Security Requirements: All smart spaces and the information contained therein must be managed against unauthorised access and manipulation through the application of an appropriate security policy. Users entering the M-Zone must be validated and requests for access to information must be authenticated.
Information Management: The seamless interoperability of M-Zones must include a framework of access and manipulation and sharing of information between the cooperating zones.
Adaptive Information Delivery: using knowledge of people, place and devices is an important issue for the development of seamless M-Zone interoperability. The issue of what information is accessed from an external M-Zone and how this information is presented to the end user is an important management consideration. When roaming, information such as user profile information may be made available to the visiting MZone to support user service requirements. The transformation of information from one zone to another and the management of the persistence and integrity of information is a major management challenge. In many cases, information may be integrated to provide additional context to the end user. The management of information modification in response to external operation must also be addressed.

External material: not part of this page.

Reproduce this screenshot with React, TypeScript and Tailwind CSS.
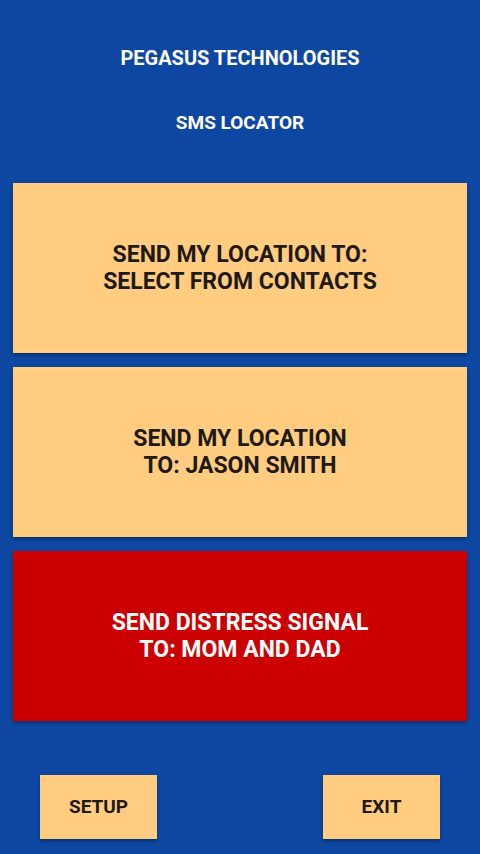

Performance Management: M-Zones must co-operate to support user performance requirements as they migrate from one M-Zone to another. A common example is the mobile phone scenario where users who roam expect that there is no loss of service quality as they move from one operator domain to another. The problem of mobility between M-Zones is more challenging. Unlike the single service scenario of today’s mobile phone network, the user will require access to a set of services. In addition, access to mobile information is greater and more complex.
Configuration Management: As in the mobile phone environment M-Zones need to be configured to support user (people and devices) into and out of M-Zones. Issues such as IP address allocation and Bandwidth allocation need to be addressed against the user service requirements.
Business Process Models: Just as is the case in the development of solutions for the development of interoperable telecommunications networks a business process model can be developed to support the interoperability of M-Zones. The TeleManagement Forum Business Process Model is a good starting point for the development of such a model.
Several infrastructure concepts that underpin inter-domain management in telecommunications are also very valuable in realising co-operating M-Zones. These concepts include Service Level Agreement negotiation, policing and enforcement, as well as real time selection, deployment and enforcement of operational policies within a managed area.
Standardisation work on interoperability issues for telecommunications network is a valid starting point for addressing the M-Zone requirements. However, there are a number of important differences that make the M-Zone environment particularly different. The first of course is the non-hierarchical nature of any future M-Zone environments. Also, a more lightweight solution will probably be more appropriate.
Summarizing this research theme, the major challenges are to handle information access (across smart spaces), personal communication (e.g. user-centric approaches) and to enable remote facility control. At the current stage, information access and management is provided by the exchange and the evaluation of profiles. Personal Communications require investigations on how the relationships of a user to one or more smart spaces can be modelled and what management services are needed to support this very user.